In New York, while I admit the snow globe feeling has remained, to some extent, I have totally lost the desire to read or watch the news. At first I attributed this apathy to the hectic pace of life, but after a bit more careful introspection I realised it was more than that. I still spend just as much time, if not more, at my desk every day, and I still am just as unproductive and procrastination-prone as I ever was. It is only that I have stopped choosing news as my form of procrastination (preferring, instead, I admit, to read various restaurant and bar reviews, a curious new hobby that will have to be explored at a later date). This shift in interest, I put down to my newfound instinct that if something is newsworthy enough, New York will bring it to my attention. News is everywhere here, sensationalised by the cable shows, shoved in your face in the form of a free newspaper on the subway, emanating from neon signs on the sides of buildings, told by one New Yorker to another in the grocery store queue. If something important happens, New York knows about it first. In fact, until New York knows about, it's not important. Why bother informing yourself with all the news of sub-par importance to be found on the internet when New York, that great arbiter of style and change and progress, will let you know if there's anything you need to worry about?

2. People come to you

I spent, all up, almost two years living in Geneva, and another almost-two years in London. While I could convince my parents that the long and expensive plane flight from Australia to Europe was worth it to visit me in London, I couldn't extract the same committment when living in Geneva. Last year, they flew all the way to Europe but convinced me to meet them in Berlin rather than traipsing to Switzerland. "You've spent the last year telling us how boring it is," they responded when I asked them whether they wanted to visit Geneva; "why would we want to come there?" They had a point. We went to Berlin instead, and they went on to visit my sister twice in the year that she lived in New York. 
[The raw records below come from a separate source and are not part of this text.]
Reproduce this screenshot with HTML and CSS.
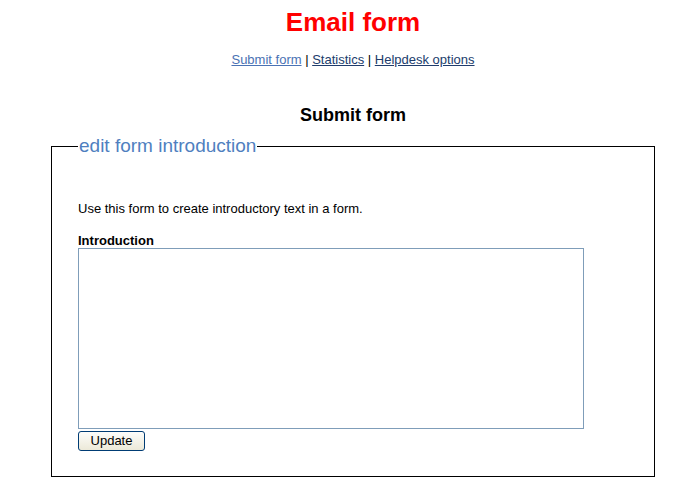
FILE: index.html
```html
<!DOCTYPE html>
<html>
<head>
<meta charset="utf-8">
<link rel="stylesheet" href="styles.css">
</head>
<body>
<div class="page">
  <h1 class="title">Email form</h1>
  <div class="nav">
    <a href="#" class="link">Submit form</a> | <a href="#" class="link visited">Statistics</a> | <a href="#" class="link visited">Helpdesk options</a>
  </div>
  <h2 class="heading">Submit form</h2>
  <fieldset class="box">
    <legend class="legend">edit form introduction</legend>
    <p class="intro">Use this form to create introductory text in a form.</p>
    <label class="label" for="intro">Introduction</label>
    <textarea id="intro" class="area"></textarea>
    <button class="btn">Update</button>
  </fieldset>
</div>
</body>
</html>
```

FILE: styles.css
```css
html, body {
  margin: 0;
  padding: 0;
  background: #fff;
}
body {
  font-family: "Liberation Sans", Arial, sans-serif;
  font-size: 13px;
  color: #000;
}
.page {
  margin-left: 30px;
  width: 646px;
  padding-top: 6px;
}
.title {
  margin: 0;
  text-align: center;
  color: #ff0000;
  font-size: 26px;
  font-weight: bold;
  line-height: 32px;
}
.nav {
  margin-top: 14px;
  text-align: center;
  font-size: 13px;
  line-height: 16px;
}
.link {
  color: #4a72b4;
  text-decoration: underline;
}
.link.visited {
  color: #203c6c;
}
.heading {
  margin: 36px 0 0;
  text-align: center;
  font-size: 18px;
  font-weight: bold;
  line-height: 22px;
}
.box {
  margin: 9px 21px 0;
  border: 1px solid #000;
  padding: 0 0 25px 26px;
}
.legend {
  color: #4f7fbf;
  font-size: 19px;
  padding: 0 1px;
  margin-left: 0;
  line-height: 22px;
}
.intro {
  margin: 44px 0 0;
  font-size: 13px;
  line-height: 16px;
}
.label {
  display: block;
  margin-top: 16px;
  font-weight: bold;
  font-size: 13px;
  line-height: 15px;
}
.area {
  display: block;
  width: 506px;
  height: 181px;
  box-sizing: border-box;
  border: 1px solid #7f9db9;
  margin: 0;
  padding: 2px;
  resize: none;
  font-family: "Liberation Sans", Arial, sans-serif;
}
.btn {
  display: block;
  margin-top: 2px;
  width: 67px;
  height: 20px;
  padding: 0;
  font-family: "Liberation Sans", Arial, sans-serif;
  font-size: 13px;
  line-height: 18px;
  color: #000;
  background: linear-gradient(#fdfdfb, #ece9d8);
  border: 1px solid #003c74;
  border-radius: 3px;
}
```
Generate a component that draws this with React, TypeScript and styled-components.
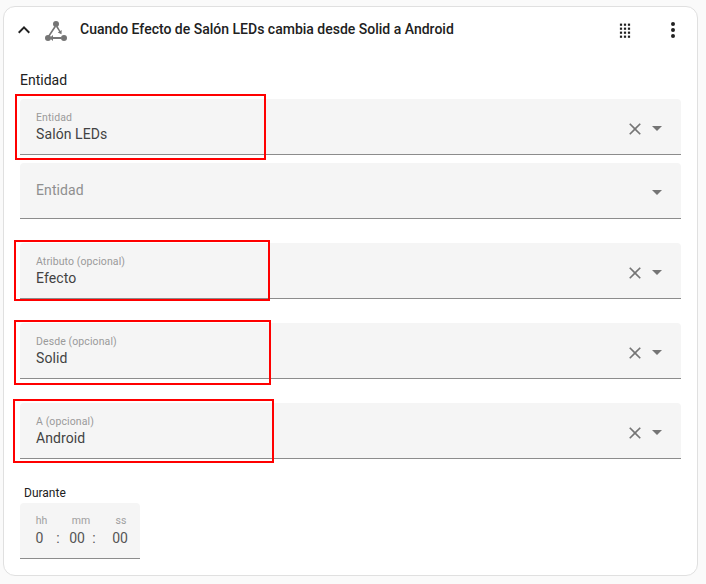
import React from "react"
import styled, { createGlobalStyle } from "styled-components"

const GlobalStyle = createGlobalStyle`
  html, body {
    margin: 0;
    padding: 0;
    background: #fafafa;
    font-family: Roboto, "Liberation Sans", sans-serif;
  }
`

const Page = styled.div`
  position: relative;
  width: 706px;
  height: 584px;
  padding: 6px 8px 0 3px;
  box-sizing: border-box;
  overflow: hidden;
`

const Card = styled.div`
  height: 570px;
  box-sizing: border-box;
  background: #fff;
  border: 1px solid #e0e0e0;
  border-radius: 12px;
`

const Header = styled.div`
  display: flex;
  align-items: center;
  height: 46px;
  padding: 0 12px 0 8px;
`

const Chevron = styled.svg`
  width: 24px;
  height: 24px;
  flex: none;
  fill: #212121;
`

const TriggerIcon = styled.svg`
  width: 24px;
  height: 24px;
  flex: none;
  margin-left: 8px;
  margin-top: 1px;
  fill: #757575;
`

const Title = styled.div`
  flex: 1;
  margin: -2px 0 0 12px;
  font-size: 14px;
  font-weight: 500;
  color: #212121;
`

const HeaderAction = styled.svg<{ $gap?: number }>`
  width: 24px;
  height: 24px;
  flex: none;
  margin-left: ${(p) => p.$gap ?? 0}px;
  fill: #212121;
`

const Body = styled.div`
  padding: 17px 16px 0 16px;
`

const SectionLabel = styled.div`
  font-size: 14px;
  line-height: 20px;
  color: #212121;
  margin-bottom: 9px;
`

const FieldList = styled.div`
  display: flex;
  flex-direction: column;
`

const Field = styled.div<{ $gap: number }>`
  display: flex;
  align-items: center;
  height: 56px;
  box-sizing: border-box;
  margin-top: ${(p) => p.$gap}px;
  padding: 0 16px;
  background: #f5f5f5;
  border-bottom: 1px solid #8c8c8c;
  border-radius: 4px 4px 0 0;
`

const FieldText = styled.div`
  flex: 1;
  display: flex;
  flex-direction: column;
  padding-top: 2px;
`

const FieldLabel = styled.div`
  font-size: 10.5px;
  line-height: 12px;
  letter-spacing: 0.1px;
  color: #9a9a9a;
`

const FieldValue = styled.div`
  font-size: 14px;
  line-height: 20px;
  letter-spacing: 0.1px;
  color: #424242;
`

const Placeholder = styled.div`
  font-size: 14px;
  margin-top: -2px;
  letter-spacing: 0.1px;
  color: #8f8f8f;
`

const ClearIcon = styled.svg`
  width: 20px;
  height: 20px;
  flex: none;
  margin-top: 4px;
  fill: #757575;
`

const ArrowIcon = styled.svg`
  width: 24px;
  height: 24px;
  flex: none;
  margin: 2px -4px 0 0;
  fill: #757575;
`

const Spacer = styled.div`
  flex: 1;
`

const DurationLabel = styled.div`
  font-size: 12px;
  line-height: 16px;
  margin: 26px 0 2px 4px;
  color: #212121;
`

const Duration = styled.div`
  width: 120px;
  height: 56px;
  box-sizing: border-box;
  padding-top: 12px;
  background: #f5f5f5;
  border-bottom: 1px solid #8c8c8c;
  border-radius: 4px 4px 0 0;
`

const UnitRow = styled.div`
  display: grid;
  grid-template-columns: 21px 58px 22px;
  padding: 0 0 1px 11px;
`

const DigitRow = styled.div`
  display: grid;
  grid-template-columns: 19px 18px 20px 14px 38px;
  padding-left: 10px;
`

const Unit = styled.div`
  font-size: 10.5px;
  line-height: 12px;
  color: #a0a0a0;
  text-align: center;
`

const Digit = styled.div`
  font-size: 14px;
  line-height: 20px;
  color: #555;
  text-align: center;
`

const Highlight = styled.div<{ $x: number; $y: number; $w: number; $h: number }>`
  position: absolute;
  left: ${(p) => p.$x}px;
  top: ${(p) => p.$y}px;
  width: ${(p) => p.$w}px;
  height: ${(p) => p.$h}px;
  box-sizing: border-box;
  border: 2px solid #ff0000;
`

const fields = [
  { label: "Entidad", value: "Salón LEDs", gap: 0 },
  { label: "", value: "", placeholder: "Entidad", gap: 8 },
  { label: "Atributo (opcional)", value: "Efecto", gap: 24 },
  { label: "Desde (opcional)", value: "Solid", gap: 24 },
  { label: "A (opcional)", value: "Android", gap: 24 }
]

const highlights = [
  { x: 15, y: 94, w: 251, h: 66 },
  { x: 14, y: 240, w: 256, h: 61 },
  { x: 14, y: 320, w: 257, h: 65 },
  { x: 13, y: 399, w: 261, h: 64 }
]

const dragDots = [0, 1, 2].flatMap((c) =>
  [0, 1, 2, 3].map((r) => ({ x: 6.9 + c * 4, y: 5.6 + r * 4 }))
)

const App = () => (
  <Page>
    <GlobalStyle />
    <Card>
      <Header>
        <Chevron viewBox="0 0 24 24">
          <path d="M7.41 15.41 12 10.83l4.59 4.58L18 14l-6-6-6 6z" />
        </Chevron>
        <TriggerIcon viewBox="0 0 24 24">
          <circle cx="12" cy="5" r="3" />
          <circle cx="4" cy="19" r="3" />
          <circle cx="20" cy="19" r="3" />
          <path d="M10.5 7 3.6 17.4l1.4.9L11.9 8zM13.5 7l-1.4.9 3 4.7-1.3.8 3.7 1.8.2-4.1-1.3.8zM9 18.1v-2l-3.4 2.9L9 21.9V20h8v-1.9z" />
        </TriggerIcon>
        <Title>Cuando Efecto de Salón LEDs cambia desde Solid a Android</Title>
        <HeaderAction viewBox="0 0 24 24">
          {dragDots.map((d) => (
            <rect key={`${d.x}-${d.y}`} x={d.x} y={d.y} width="2.2" height="2.2" />
          ))}
        </HeaderAction>
        <HeaderAction viewBox="0 0 24 24" $gap={24}>
          <path d="M12 16a2 2 0 1 1 0 4 2 2 0 0 1 0-4m0-6a2 2 0 1 1 0 4 2 2 0 0 1 0-4m0-6a2 2 0 1 1 0 4 2 2 0 0 1 0-4z" />
        </HeaderAction>
      </Header>
      <Body>
        <SectionLabel>Entidad</SectionLabel>
        <FieldList>
          {fields.map((f, i) => (
            <Field key={i} $gap={f.gap}>
              {f.placeholder ? (
                <>
                  <Placeholder>{f.placeholder}</Placeholder>
                  <Spacer />
                </>
              ) : (
                <>
                  <FieldText>
                    <FieldLabel>{f.label}</FieldLabel>
                    <FieldValue>{f.value}</FieldValue>
                  </FieldText>
                  <ClearIcon viewBox="0 0 24 24">
                    <path d="M19 6.41 17.59 5 12 10.59 6.41 5 5 6.41 10.59 12 5 17.59 6.41 19 12 13.41 17.59 19 19 17.59 13.41 12z" />
                  </ClearIcon>
                </>
              )}
              <ArrowIcon viewBox="0 0 24 24">
                <path d="M7 10l5 5 5-5z" />
              </ArrowIcon>
            </Field>
          ))}
        </FieldList>
        <DurationLabel>Durante</DurationLabel>
        <Duration>
          <UnitRow>
            <Unit>hh</Unit>
            <Unit>mm</Unit>
            <Unit>ss</Unit>
          </UnitRow>
          <DigitRow>
            <Digit>0</Digit>
            <Digit>:</Digit>
            <Digit>00</Digit>
            <Digit>:</Digit>
            <Digit>00</Digit>
          </DigitRow>
        </Duration>
      </Body>
    </Card>
    {highlights.map((h) => (
      <Highlight key={h.y} $x={h.x} $y={h.y} $w={h.w} $h={h.h} />
    ))}
  </Page>
)

export default App
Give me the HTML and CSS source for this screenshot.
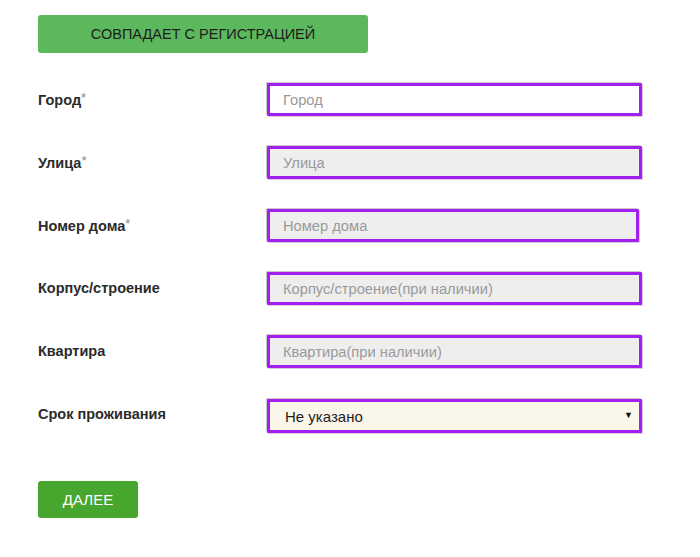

Geneva was not the kind of place people visited often, despite my encouragements. When I moved there the second time round I sent out a mass email entitled "1001 reasons to visit Switzerland" in which I implored my friends and family to come and stay with me and make my life there a little less tedious. But in New York - no such encouragement is necessary! People visit here by the boatload! I've been here for three weeks and five people I know have been through town. Two more arrive this week, another two before April. I've got more visitors than I know what to do with. And therein lies the rather expensive flipside to this whole visitor-thing which I never quite appreciated while I was recruiting them back in Geneva - every visitor wants, not only your undivided care and attention, but also entry to a cool new unknown restaurant that everyone is talking about, a tour of Williamsburg, and "the best night of their lives" whether that be a Tuesday or a Friday. Oh, I'm not complaining - I find having old friends come through this big, intimidating city to be a real source of comfort, and of course everyone likes showing off what a cool and interesting life they lead. It's just that now I feel the pressure to develop a cool and interesting life (and find out what, exactly, is the new unknown restaurant that everyone is talking about) to show off. In Geneva, I'd just take visitors outside, point at the lake and the mountains, and say "well, that's about it!" Here, you have to work hard to find the real New York, and even harder to find a kind of New York you want to introduce your visitors to.

3. If you stand still, you get dizzy

I've been really sick all weekend, and have barely left the house - except to pick up supplies, including the latest Vanity Fair, echinacea tablets, a tonne of vitamin C-rich fruit, and chocolate-chip cookies, for good measure - since Friday. It is the first time in three weeks that I have had some real down-time and my aching body is thanking me for it. But at the same time, my head has been going in circles. With only a dirty window with which to peek out into the dark city around me, it has become, in my imagination, bigger and more unconquerable that I had ever thought. Ever fear I've had about settling in in this city, about making it my home and finding friends and succeeding at work and building a reputation has surfaced and grown in strength over the past two days. Fears from which I've heard not a peep since arriving in New York. All of a sudden, they're here. Because I stopped, and let them in. 

So, my new plan, once my immune system is functioning again, is just to go with the flow. When you're in the centre of the world, and everything is spinning around you, you've got to keep on moving, from one day to the next. You can't stop and think about it too long, or try to watch it all spin past. It just makes you dizzy. Just keep moving, spin with the world, and you'll be fine.